Schools have spent three years building due process around AI detection — and it's still failing. Newsrooms haven't even started.

When a Turnitin score flags a student paper, the student has the right to see the evidence, contest it before a committee, and appeal. That infrastructure exists because Goss v. Lopez (1975) and Dixon v. Alabama (1961) require it — the Fourteenth Amendment guarantees due process before a public institution takes away an educational property interest.

Even with those protections, the system is breaking. The Harvard Undergraduate Law Review documented the core problem this spring: AI detection evidence is probabilistic and opaque. Students can't inspect the algorithm. The vendor's training data is undisclosed. A student accused by the software often can't meaningfully challenge the accusation.

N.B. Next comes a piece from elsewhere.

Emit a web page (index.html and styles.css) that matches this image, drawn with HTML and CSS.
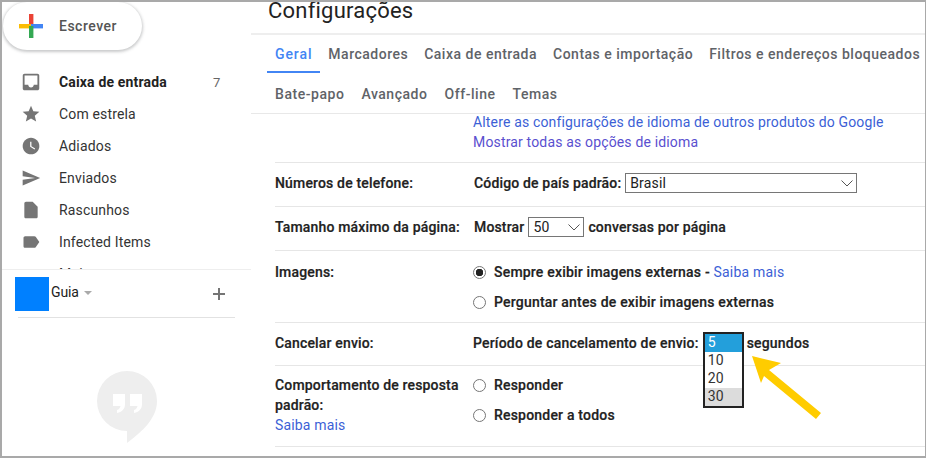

Now ask the same questions of a newsroom.

When an AI detector flags a reporter's copy — or a freelancer's, or a wire service's — who adjudicates? What evidence does the accused see? Where's the appeal? There is no Goss v. Lopez for the byline. There's the corrections column and the editor's judgment, and the editor may have bought the same detector the student's professor uses.

The disanalogy: education has a constitutional floor. The state cannot take away your enrollment without process, so institutions built process — however imperfect. Journalism's floor is contract law and reputation. A reporter whose work is flagged has fewer structural protections than a sophomore whose term paper got the same score. And journalism's stakes — public trust, career-ending corrections, defamation liability — are higher, not lower.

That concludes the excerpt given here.